While other scholarly work examines the limited representation of Afro-Brazilians in mass media, Visualizing Black Lives examines the alternative mediascapes of independent Afro-Brazilian production. By eschewing the dominance of media corporations such as Globo, Gillam’s focus becomes less of a study of gradations of racial progress. Instead, Visualizing Black Lives focuses on Afro-Brazilian radical imagination and ingenuity. Gillam’s media producers offer counternarratives to the ways in which Blackness is presented as a problem in Brazil or as an object of ridicule with the simultaneous downplaying of racism.
With a focus on Afro-Brazilian directors, producers, writers, and actors of YouTube series, Gillam’s subjects address the questions of how and why are Afro Brazilian communities erased or marginalized in cultural productions and how are Afro Brazilian bodies constructed as disposable. Gillam’s chapter on TV Gente, a Black independent television station, acts as a springboard to discuss Brazilian racial inequities in both production and representation. While dominant mass media like TV Globo deals with the reproduction and revaluation of white identity as the default standard and as a lucrative commercial engine, TV Gente works on the production of Black identity as its programming focus. TV Gente’s focuses on Black identity as a source of empowerment. TV Gente offers the opportunity for televisual representations that resonate with Black audiences. The Afro-Brazilian media producers reject the white imagination of Black racial meanings.
Alongside the focus on Afro-Brazilian media production, Visualizing Black Lives contributes to intersectional understandings of race, gender, and class. Gillam’s textual analysis of two fictional films, Cores e Botas and Jennifer lays out how whiteness has functioned as the norm and then finds spaces of resistance to reaffirm Black identification and pride. Gillam’s focus on gender dynamics is particularly useful in underlining how white femininity shapes standards of beauty. In particular, Jennifer refuses the circulating discourses that encourage whitening or disidentification from Blackness. The comments from interviews with TV Gente producers and films such as Cores and Botas and Jennifer reflect the consensus of how Blackness is situated in opposition to beauty. The intertwined racial logics of whitening and racial democracy dictate a confirmation to an approximation of whiteness as explored through hair in the two films. The dream of upward social status through beauty and whitening is evident in both films as the two girls featured attempt to aesthetically change their appearance in the hopes of self-fashioning towards whiteness. Instead of beauty being presented as individual sites of empowerment and the opening up of opportunities, the films reposition the white standards of beauty as collective trauma. These films then give agency to the female protagonists that they can employ to reject hegemonic white beauty norms.

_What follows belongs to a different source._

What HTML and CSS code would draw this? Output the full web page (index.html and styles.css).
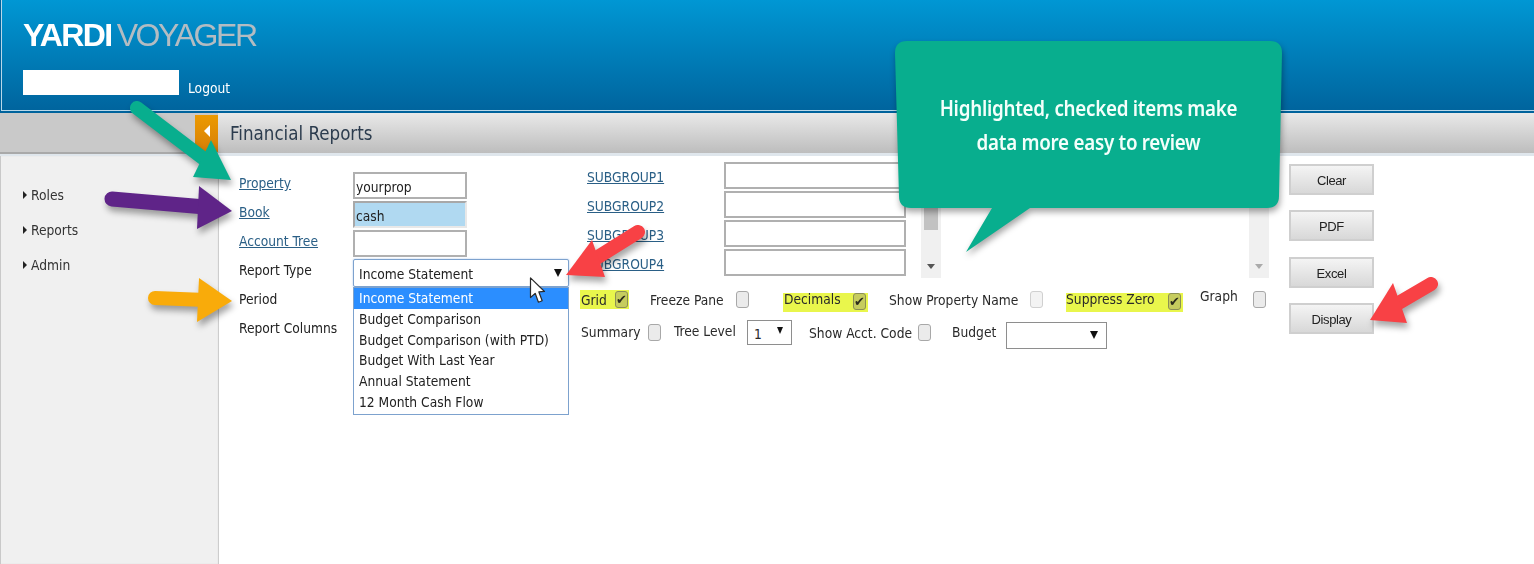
FILE: index.html
```html
<!DOCTYPE html>
<html lang="en">
<head>
<meta charset="utf-8">
<title>Financial Reports</title>
<link rel="stylesheet" href="styles.css">
</head>
<body>
<div class="page">
  <header class="header">
    <div class="logo"><span class="logo-a">YARDI</span><span class="logo-b">VOYAGER</span></div>
    <div class="user"><div class="user-box"></div><a class="logout">Logout</a></div>
  </header>
  <div class="titlebar">
    <div class="title-side"><div class="toggle"><span class="toggle-tri"></span></div></div>
    <h1 class="title">Financial Reports</h1>
  </div>
  <div class="content">
    <nav class="sidebar">
      <div class="nav-item">Roles</div>
      <div class="nav-item">Reports</div>
      <div class="nav-item">Admin</div>
    </nav>
    <main class="main">
      <section class="left">
        <div class="row"><a class="lab link">Property</a><div class="field">yourprop</div></div>
        <div class="row"><a class="lab link">Book</a><div class="field field-sel"><span>cash</span></div></div>
        <div class="row"><a class="lab link">Account Tree</a><div class="field"></div></div>
        <div class="row"><span class="lab">Report Type</span>
          <div class="rt">
            <div class="rt-select">Income Statement<span class="tri"></span></div>
            <ul class="rt-list">
              <li class="on">Income Statement</li>
              <li>Budget Comparison</li>
              <li>Budget Comparison (with PTD)</li>
              <li>Budget With Last Year</li>
              <li>Annual Statement</li>
              <li>12 Month Cash Flow</li>
            </ul>
          </div>
        </div>
        <div class="row"><span class="lab">Period</span></div>
        <div class="row"><span class="lab">Report Columns</span></div>
      </section>
      <section class="center">
        <div class="upper">
          <div class="subs">
            <div class="sub"><a class="sub-lab link">SUBGROUP1</a><div class="sub-field"></div></div>
            <div class="sub"><a class="sub-lab link">SUBGROUP2</a><div class="sub-field"></div></div>
            <div class="sub"><a class="sub-lab link">SUBGROUP3</a><div class="sub-field"></div></div>
            <div class="sub"><a class="sub-lab link">SUBGROUP4</a><div class="sub-field"></div></div>
          </div>
          <div class="pane">
            <div class="sbar"><div class="thumb"></div><span class="sbar-tri"></span></div>
            <div class="sbar"><span class="sbar-tri sbar-tri-off"></span></div>
          </div>
        </div>
        <div class="opts opts-1">
          <label class="opt w-grid hi">Grid<input type="checkbox" checked class="cb"></label>
          <label class="opt w-freeze">Freeze Pane<input type="checkbox" class="cb"></label>
          <label class="opt w-dec hi hi-low">Decimals<input type="checkbox" checked class="cb"></label>
          <label class="opt w-spn">Show Property Name<input type="checkbox" class="cb cb-faint"></label>
          <label class="opt w-sz hi hi-low">Suppress Zero<input type="checkbox" checked class="cb"></label>
          <label class="opt w-graph">Graph<input type="checkbox" class="cb"></label>
        </div>
        <div class="opts opts-2">
          <label class="opt w-sum">Summary<input type="checkbox" class="cb"></label>
          <div class="opt w-tree">Tree Level<div class="mini-select mini-tree">1<span class="tri"></span></div></div>
          <label class="opt w-acct">Show Acct. Code<input type="checkbox" class="cb"></label>
          <div class="opt w-budget">Budget<div class="mini-select mini-budget"><span class="tri"></span></div></div>
        </div>
      </section>
      <aside class="actions">
        <button class="btn">Clear</button>
        <button class="btn">PDF</button>
        <button class="btn">Excel</button>
        <button class="btn">Display</button>
      </aside>
    </main>
  </div>

  <svg class="pointer" viewBox="0 0 18 30" aria-hidden="true">
    <path d="M1.5 1 L1.5 22 L6.5 17.5 L10 27 L14 25.5 L10.5 16 L16.5 15.5 Z" fill="#fff" stroke="#2b2b2b" stroke-width="1.3" stroke-linejoin="round"/>
  </svg>

  <svg class="arrows" viewBox="0 0 1534 564" aria-hidden="true">
    <g class="arrow-green">
      <path d="M137 108 L208 162" stroke="#08ae8e" stroke-width="14" stroke-linecap="round" fill="none"/>
      <path d="M231 180 L193 177 L211 140 Z" fill="#08ae8e"/>
    </g>
    <g class="arrow-purple">
      <path d="M112 199 L205 207" stroke="#5f2488" stroke-width="15" stroke-linecap="round" fill="none"/>
      <path d="M232 211 L197 229 L199 186 Z" fill="#5f2488"/>
    </g>
    <g class="arrow-orange">
      <path d="M155 298 L205 300" stroke="#f9ab0a" stroke-width="14" stroke-linecap="round" fill="none"/>
      <path d="M232 301 L197 322 L199 278 Z" fill="#f9ab0a"/>
    </g>
    <g class="arrow-red">
      <path d="M638 232 L590 262" stroke="#f84145" stroke-width="14" stroke-linecap="round" fill="none"/>
      <path d="M566 275 L592 240 L605 277 Z" fill="#f84145"/>
    </g>
    <g class="arrow-red">
      <path d="M1431 284 L1390 308" stroke="#f84145" stroke-width="14" stroke-linecap="round" fill="none"/>
      <path d="M1370 320 L1393 283 L1407 323 Z" fill="#f84145"/>
    </g>
  </svg>

  <div class="callout">
    <svg class="callout-shape" viewBox="0 0 387 211" aria-hidden="true">
      <path d="M12 0 H375 Q387 0 387 12 L384 155 Q384 167 372 167 H135 L71 211 L97 167 H16 Q4 167 4 155 L0 12 Q0 0 12 0 Z" fill="#08ae8e"/>
    </svg>
    <p class="callout-text">Highlighted, checked items make<br>data more easy to review</p>
  </div>
</div>
</body>
</html>
```
FILE: styles.css
```css
* { box-sizing: border-box; }
html, body { margin: 0; padding: 0; background: #fff; }
body { font-family: "DejaVu Sans", "Noto Sans", sans-serif; font-stretch: condensed; font-size: 13.7px; color: #222; }
.page { position: relative; width: 1534px; height: 564px; overflow: hidden; filter: blur(0.45px); }

.header { height: 113px; padding: 19px 0 0 23px; background: linear-gradient(#0097d4, #00639c); box-shadow: inset 1px -2px 0 #00639c, inset 2px -3px 0 #b9d8e9; }
.logo { font-family: "Liberation Sans", sans-serif; font-stretch: normal; font-size: 32px; line-height: 32px; height: 32px; white-space: nowrap; }
.logo-a { color: #fff; font-weight: 700; letter-spacing: -1.6px; }
.logo-b { color: #b3bcc2; margin-left: 5px; letter-spacing: -2.4px; }
.user { display: flex; align-items: flex-end; margin-top: 19px; }
.user-box { width: 156px; height: 25px; background: #fff; }
.logout { color: #fff; margin-left: 9px; line-height: 20px; margin-bottom: -3px; }

.titlebar { height: 43px; display: flex; background: linear-gradient(#e9e9e9, #bdbdbd); border-bottom: 3px solid #dfe6ec; }
.title-side { width: 218px; background: #c9c9c9; display: flex; justify-content: flex-end; margin-bottom: -1px; border-bottom: 2px solid #a9a9a9; }
.toggle { width: 23px; margin: 2px 0 0; background: linear-gradient(#ec9a00, #d77f08); display: flex; align-items: center; justify-content: center; padding-bottom: 6px; }
.toggle-tri { width: 0; height: 0; border-style: solid; border-width: 6px 6px 6px 0; border-color: transparent #fff transparent transparent; }
.title { margin: 0 0 0 12px; font-size: 18.6px; font-weight: 400; line-height: 41px; color: #2c3c4e; }

.content { display: flex; height: 408px; }
.sidebar { width: 219px; background: #f0f0f0; border-left: 1px solid #c9c9c9; box-shadow: inset -1px 0 1px #c9c9c9; padding: 22px 0 0 21px; }
.nav-item { position: relative; height: 35px; line-height: 35px; padding-left: 9px; color: #333; }
.nav-item::before { content: ""; position: absolute; left: 1px; top: 13px; border-style: solid; border-width: 4px 0 4px 4px; border-color: transparent transparent transparent #222; }

.main { flex: 1; display: flex; padding-left: 20px; background: #fff; }
.left { width: 341px; padding-top: 16px; }
.row { display: flex; height: 29px; align-items: flex-start; }
.lab { width: 114px; line-height: 22px; white-space: nowrap; }
.link { color: #2a5f86; text-decoration: underline; }
.field { width: 114px; height: 27px; border: 2px solid #b0b0b0; padding-left: 1px; line-height: 27px; background: #fff; }
.field-sel { border: 2px solid #a8a8a8; border-right-color: #e8e8e8; border-bottom-color: #e8e8e8; background: #b0d9f1; }

.rt { position: relative; width: 216px; }
.rt-select { height: 28px; line-height: 29px; padding-left: 5px; border: 1px solid #7da2ce; border-radius: 2px; box-shadow: 0 0 2px #a5c2e8; background: #fff; position: relative; }
.rt-select .tri { right: 6px; top: 9px; }
.rt-list { position: absolute; left: 0; top: 28px; width: 216px; margin: 0; padding: 0 0 1px; list-style: none; border: 1px solid #7da2ce; background: #fff; }
.rt-list li { height: 20.8px; line-height: 20.8px; padding-left: 5px; }
.rt-list li.on { background: #2b8eff; color: #fff; }
.tri { position: absolute; width: 0; height: 0; border-style: solid; border-width: 8px 4px 0; border-color: #111 transparent transparent; }

.center { width: 709px; }
.upper { display: flex; height: 122px; padding-left: 7px; }
.subs { width: 326px; padding-top: 6px; }
.sub { display: flex; height: 29px; }
.sub-lab { width: 137px; line-height: 30px; }
.sub-field { width: 182px; height: 27px; border: 2px solid #b0b0b0; background: #fff; }
.pane { width: 348px; margin-left: 8px; display: flex; justify-content: space-between; }
.sbar { position: relative; width: 20px; background: #f0f0f0; }
.thumb { position: absolute; left: 3px; right: 3px; top: 0; height: 74px; background: #c2c2c2; }
.sbar-tri { position: absolute; left: 6px; bottom: 9px; border-style: solid; border-width: 5px 4px 0; border-color: #555 transparent transparent; }
.sbar-tri-off { border-top-color: #aaa; }

.opts { display: flex; align-items: flex-start; }
.opts-1 { margin-top: 12px; height: 29px; }
.opts-2 { height: 30px; padding-left: 1px; }
.opt { display: flex; justify-content: space-between; align-items: center; white-space: nowrap; height: 19px; color: #2a2a2a; }
.hi { background: #e9f64c; }
.hi-low { margin-top: 3px; align-items: flex-start; line-height: 12px; }
.w-grid { width: 49px; padding: 0 1px; }
.w-freeze { width: 99px; margin-left: 21px; }
.w-dec { width: 85px; margin-left: 34px; padding: 0 2px 0 1px; }
.w-spn { width: 154px; margin-left: 21px; }
.w-sz { width: 117px; margin-left: 23px; padding-right: 2px; }
.w-graph { width: 66px; margin-left: 17px; margin-top: -1px; align-items: flex-start; line-height: 15px; }
.w-graph .cb { margin-top: 2px; }
.w-sum { width: 80px; margin-top: 4px; line-height: 15px; }
.w-tree { width: 118px; margin-left: 13px; height: 25px; margin-top: 1px; align-items: flex-start; line-height: 23px; }
.w-acct { width: 122px; margin-left: 17px; margin-top: 4px; }
.w-budget { width: 155px; margin-left: 21px; height: 27px; margin-top: 3px; align-items: flex-start; line-height: 21px; }

.cb { appearance: none; -webkit-appearance: none; margin: 0; width: 13px; height: 17px; border: 1px solid #a8a8a8; border-radius: 3px; background: #ebebeb; position: relative; flex: none; }
.cb-faint { border-color: #d0d0d0; background: #f3f3f3; }
.cb:checked { background: #c6cc5e; border-color: #8c8f55; }
.cb:checked::before { content: "\2714"; position: absolute; left: -1px; top: 0; width: 13px; text-align: center; font: 13px/15px "DejaVu Sans", sans-serif; color: #2c2c1c; }

.mini-select { position: relative; border: 1px solid #8e8e8e; background: #fff; }
.mini-tree { width: 45px; height: 25px; line-height: 27px; padding-left: 6px; }
.mini-budget { width: 101px; height: 27px; }
.mini-tree .tri { right: 8px; top: 6px; border-width: 7px 3.5px 0; }
.mini-budget .tri { right: 8px; top: 8px; }

.actions { width: 85px; padding-top: 8px; display: flex; flex-direction: column; gap: 15.33px; }
.btn { width: 85px; height: 31px; padding: 2px 0 0; border: 2px solid #cfcfcf; background: linear-gradient(#f4f4f4, #d8d8d8); font: 13px "Liberation Sans", sans-serif; letter-spacing: -0.4px; color: #222; }

.pointer { position: absolute; left: 529px; top: 277px; width: 17px; height: 28px; }
.arrows { position: absolute; inset: 0; width: 1534px; height: 564px; pointer-events: none; }
.arrows g { filter: drop-shadow(2px 5px 3px rgba(0,0,0,.35)); }
.callout { position: absolute; left: 895px; top: 41px; width: 387px; height: 211px; filter: drop-shadow(1px 4px 3px rgba(0,0,0,.35)); }
.callout-shape { position: absolute; inset: 0; width: 387px; height: 211px; }
.callout-text { position: relative; margin: 0; padding-top: 50px; text-align: center; font-family: "Noto Sans", "Open Sans", sans-serif; font-size: 21px; font-weight: 600; line-height: 34px; color: #f4fffb; letter-spacing: -0.3px; transform: scaleX(0.895); }
```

Gillam’s expansion of media texts and media producers that include Afro-Brazilian middle classes also dispels myths that classism and not racism is a major problem in Brazil. Gillam’s range of middle-class media makers and media texts centering on Afro-Brazilian middle-class lives demonstrate that class status does not necessarily translate into respectability or privileges of whiteness. Furthermore, the Afro-Brazilian media makers seek to deepen connections with Blackness rather than a distancing of Black identification which runs contrary to the Brazilian saying of “money whitens.”
Visualizing Black Lives situates Afro-Brazilian media with the cultivation and distribution of new kinds of articulations and mobilizations of Blackness. With US digital activism such as #oscarssowhite and calls for larger Black representation and production, Visualizing Black Lives places the need for Black control over their own narratives in a diasporic context. If the movement for Black Lives is a global struggle, then the envisioning of Black subjecthood is also a transnational diasporic formation.